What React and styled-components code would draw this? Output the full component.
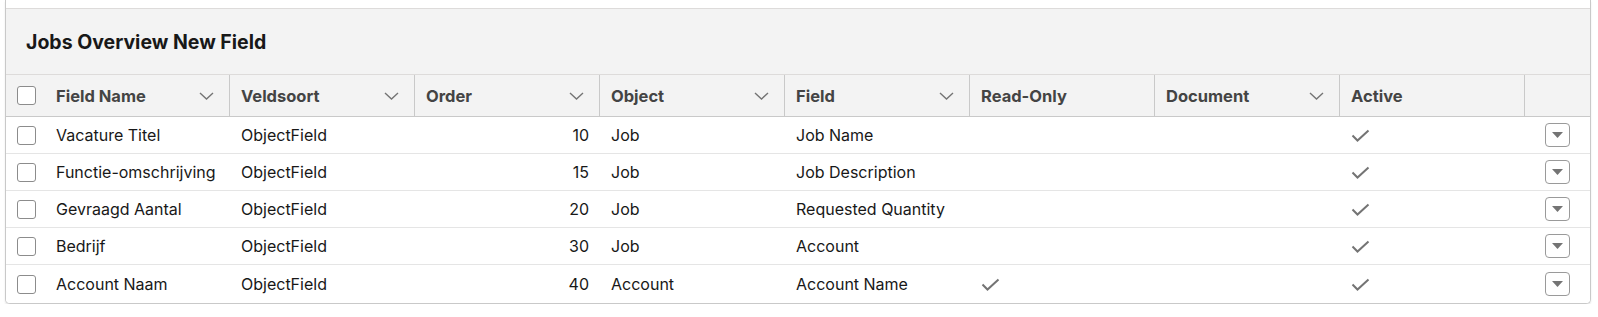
import React from "react";
import styled, { createGlobalStyle } from "styled-components";

const GlobalStyle = createGlobalStyle`
  body {
    margin: 0;
    background: #ffffff;
    font-family: Inter, "Liberation Sans", Arial, sans-serif;
    color: #181818;
  }
`;

const Card = styled.div`
  margin: 0 7px 0 5px;
  border: 1px solid #c9c9c9;
  border-top: none;
  border-radius: 0 0 5px 5px;
  box-shadow: 0 2px 2px rgba(0, 0, 0, 0.1);
  background: #fff;
  overflow: hidden;
`;

const TopGap = styled.div`
  height: 8px;
`;

const TitleBar = styled.div`
  display: flex;
  align-items: center;
  height: 65px;
  padding-left: 20px;
  background: #f3f3f3;
  border-top: 1px solid #dddbda;
  border-bottom: 1px solid #dddbda;
  font-size: 19.5px;
  font-weight: 700;
  color: #181818;
`;

const Row = styled.div`
  display: grid;
  grid-template-columns: 39px repeat(8, 185px) 1fr;
  height: ${(p) => (p.$head ? "41px" : "36px")};
  background: ${(p) => (p.$head ? "#f3f3f3" : "#fff")};
  border-bottom: 1px solid ${(p) => (p.$head ? "#c9c9c9" : "#e5e5e5")};
  &:last-child {
    height: 38px;
    border-bottom: none;
  }
`;

const HeadCell = styled.div`
  display: flex;
  align-items: center;
  justify-content: space-between;
  padding: 0 15px 0 11px;
  border-right: ${(p) => (p.$noLine ? "none" : "1px solid #c9c9c9")};
  font-size: 16.5px;
  font-weight: 700;
  color: #444444;
  white-space: nowrap;
`;

const Cell = styled.div`
  display: flex;
  align-items: center;
  justify-content: ${(p) => (p.$right ? "flex-end" : p.$center ? "center" : "flex-start")};
  padding: 0 11px;
  font-size: 16px;
  color: #181818;
  white-space: nowrap;
`;

const BoxCell = styled.div`
  display: flex;
  align-items: center;
  padding-left: 11px;
`;

const Box = styled.span`
  display: inline-block;
  width: 17px;
  height: 17px;
  border: 1px solid #8c8c8c;
  border-radius: 3px;
  background: #fff;
`;

const MenuButton = styled.button`
  display: flex;
  align-items: center;
  justify-content: center;
  width: 25px;
  height: 24px;
  padding: 0;
  border: 1px solid #9a9a9a;
  border-radius: 4px;
  background: #fff;
  cursor: pointer;
`;

const Chevron = () => (
  <svg width="15" height="8" viewBox="0 0 15 8">
    <polyline points="1,1 7.5,7 14,1" fill="none" stroke="#747474" strokeWidth="1.4" />
  </svg>
);

const Check = () => (
  <svg width="19" height="13" viewBox="0 0 19 13">
    <polyline points="1.5,6.5 6.5,11.5 17.5,1.5" fill="none" stroke="#747474" strokeWidth="2" />
  </svg>
);

const Caret = () => (
  <svg width="11" height="6" viewBox="0 0 11 6">
    <polygon points="0,0 11,0 5.5,6" fill="#747474" />
  </svg>
);

const columns = [
  { label: "Field Name", sort: true },
  { label: "Veldsoort", sort: true },
  { label: "Order", sort: true },
  { label: "Object", sort: true },
  { label: "Field", sort: true },
  { label: "Read-Only", sort: false },
  { label: "Document", sort: true },
  { label: "Active", sort: false },
];

const rows = [
  { name: "Vacature Titel", type: "ObjectField", order: 10, object: "Job", field: "Job Name", readOnly: false, active: true },
  { name: "Functie-omschrijving", type: "ObjectField", order: 15, object: "Job", field: "Job Description", readOnly: false, active: true },
  { name: "Gevraagd Aantal", type: "ObjectField", order: 20, object: "Job", field: "Requested Quantity", readOnly: false, active: true },
  { name: "Bedrijf", type: "ObjectField", order: 30, object: "Job", field: "Account", readOnly: false, active: true },
  { name: "Account Naam", type: "ObjectField", order: 40, object: "Account", field: "Account Name", readOnly: true, active: true },
];

export default function App() {
  return (
    <>
      <GlobalStyle />
      <Card>
        <TopGap />
        <TitleBar>Jobs Overview New Field</TitleBar>
        <Row $head>
          <BoxCell>
            <Box />
          </BoxCell>
          {columns.map((c) => (
            <HeadCell key={c.label}>
              <span>{c.label}</span>
              {c.sort && <Chevron />}
            </HeadCell>
          ))}
          <HeadCell $noLine />
        </Row>
        {rows.map((r) => (
          <Row key={r.name}>
            <BoxCell>
              <Box />
            </BoxCell>
            <Cell>{r.name}</Cell>
            <Cell>{r.type}</Cell>
            <Cell $right>{r.order}</Cell>
            <Cell>{r.object}</Cell>
            <Cell>{r.field}</Cell>
            <Cell>{r.readOnly && <Check />}</Cell>
            <Cell />
            <Cell>{r.active && <Check />}</Cell>
            <Cell $center>
              <MenuButton>
                <Caret />
              </MenuButton>
            </Cell>
          </Row>
        ))}
      </Card>
    </>
  );
}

• [What is expected] Reproduce the full material exactly, excluding the pictures.

• [Answer to this exercise]
What React and styled-components code would draw this? Output the full component.
import React from "react";
import styled, { createGlobalStyle } from "styled-components";

const GlobalStyle = createGlobalStyle`
  body {
    margin: 0;
    background: #ffffff;
    font-family: Inter, "Liberation Sans", Arial, sans-serif;
    color: #181818;
  }
`;

const Card = styled.div`
  margin: 0 7px 0 5px;
  border: 1px solid #c9c9c9;
  border-top: none;
  border-radius: 0 0 5px 5px;
  box-shadow: 0 2px 2px rgba(0, 0, 0, 0.1);
  background: #fff;
  overflow: hidden;
`;

const TopGap = styled.div`
  height: 8px;
`;

const TitleBar = styled.div`
  display: flex;
  align-items: center;
  height: 65px;
  padding-left: 20px;
  background: #f3f3f3;
  border-top: 1px solid #dddbda;
  border-bottom: 1px solid #dddbda;
  font-size: 19.5px;
  font-weight: 700;
  color: #181818;
`;

const Row = styled.div`
  display: grid;
  grid-template-columns: 39px repeat(8, 185px) 1fr;
  height: ${(p) => (p.$head ? "41px" : "36px")};
  background: ${(p) => (p.$head ? "#f3f3f3" : "#fff")};
  border-bottom: 1px solid ${(p) => (p.$head ? "#c9c9c9" : "#e5e5e5")};
  &:last-child {
    height: 38px;
    border-bottom: none;
  }
`;

const HeadCell = styled.div`
  display: flex;
  align-items: center;
  justify-content: space-between;
  padding: 0 15px 0 11px;
  border-right: ${(p) => (p.$noLine ? "none" : "1px solid #c9c9c9")};
  font-size: 16.5px;
  font-weight: 700;
  color: #444444;
  white-space: nowrap;
`;

const Cell = styled.div`
  display: flex;
  align-items: center;
  justify-content: ${(p) => (p.$right ? "flex-end" : p.$center ? "center" : "flex-start")};
  padding: 0 11px;
  font-size: 16px;
  color: #181818;
  white-space: nowrap;
`;

const BoxCell = styled.div`
  display: flex;
  align-items: center;
  padding-left: 11px;
`;

const Box = styled.span`
  display: inline-block;
  width: 17px;
  height: 17px;
  border: 1px solid #8c8c8c;
  border-radius: 3px;
  background: #fff;
`;

const MenuButton = styled.button`
  display: flex;
  align-items: center;
  justify-content: center;
  width: 25px;
  height: 24px;
  padding: 0;
  border: 1px solid #9a9a9a;
  border-radius: 4px;
  background: #fff;
  cursor: pointer;
`;

const Chevron = () => (
  <svg width="15" height="8" viewBox="0 0 15 8">
    <polyline points="1,1 7.5,7 14,1" fill="none" stroke="#747474" strokeWidth="1.4" />
  </svg>
);

const Check = () => (
  <svg width="19" height="13" viewBox="0 0 19 13">
    <polyline points="1.5,6.5 6.5,11.5 17.5,1.5" fill="none" stroke="#747474" strokeWidth="2" />
  </svg>
);

const Caret = () => (
  <svg width="11" height="6" viewBox="0 0 11 6">
    <polygon points="0,0 11,0 5.5,6" fill="#747474" />
  </svg>
);

const columns = [
  { label: "Field Name", sort: true },
  { label: "Veldsoort", sort: true },
  { label: "Order", sort: true },
  { label: "Object", sort: true },
  { label: "Field", sort: true },
  { label: "Read-Only", sort: false },
  { label: "Document", sort: true },
  { label: "Active", sort: false },
];

const rows = [
  { name: "Vacature Titel", type: "ObjectField", order: 10, object: "Job", field: "Job Name", readOnly: false, active: true },
  { name: "Functie-omschrijving", type: "ObjectField", order: 15, object: "Job", field: "Job Description", readOnly: false, active: true },
  { name: "Gevraagd Aantal", type: "ObjectField", order: 20, object: "Job", field: "Requested Quantity", readOnly: false, active: true },
  { name: "Bedrijf", type: "ObjectField", order: 30, object: "Job", field: "Account", readOnly: false, active: true },
  { name: "Account Naam", type: "ObjectField", order: 40, object: "Account", field: "Account Name", readOnly: true, active: true },
];

export default function App() {
  return (
    <>
      <GlobalStyle />
      <Card>
        <TopGap />
        <TitleBar>Jobs Overview New Field</TitleBar>
        <Row $head>
          <BoxCell>
            <Box />
          </BoxCell>
          {columns.map((c) => (
            <HeadCell key={c.label}>
              <span>{c.label}</span>
              {c.sort && <Chevron />}
            </HeadCell>
          ))}
          <HeadCell $noLine />
        </Row>
        {rows.map((r) => (
          <Row key={r.name}>
            <BoxCell>
              <Box />
            </BoxCell>
            <Cell>{r.name}</Cell>
            <Cell>{r.type}</Cell>
            <Cell $right>{r.order}</Cell>
            <Cell>{r.object}</Cell>
            <Cell>{r.field}</Cell>
            <Cell>{r.readOnly && <Check />}</Cell>
            <Cell />
            <Cell>{r.active && <Check />}</Cell>
            <Cell $center>
              <MenuButton>
                <Caret />
              </MenuButton>
            </Cell>
          </Row>
        ))}
      </Card>
    </>
  );
}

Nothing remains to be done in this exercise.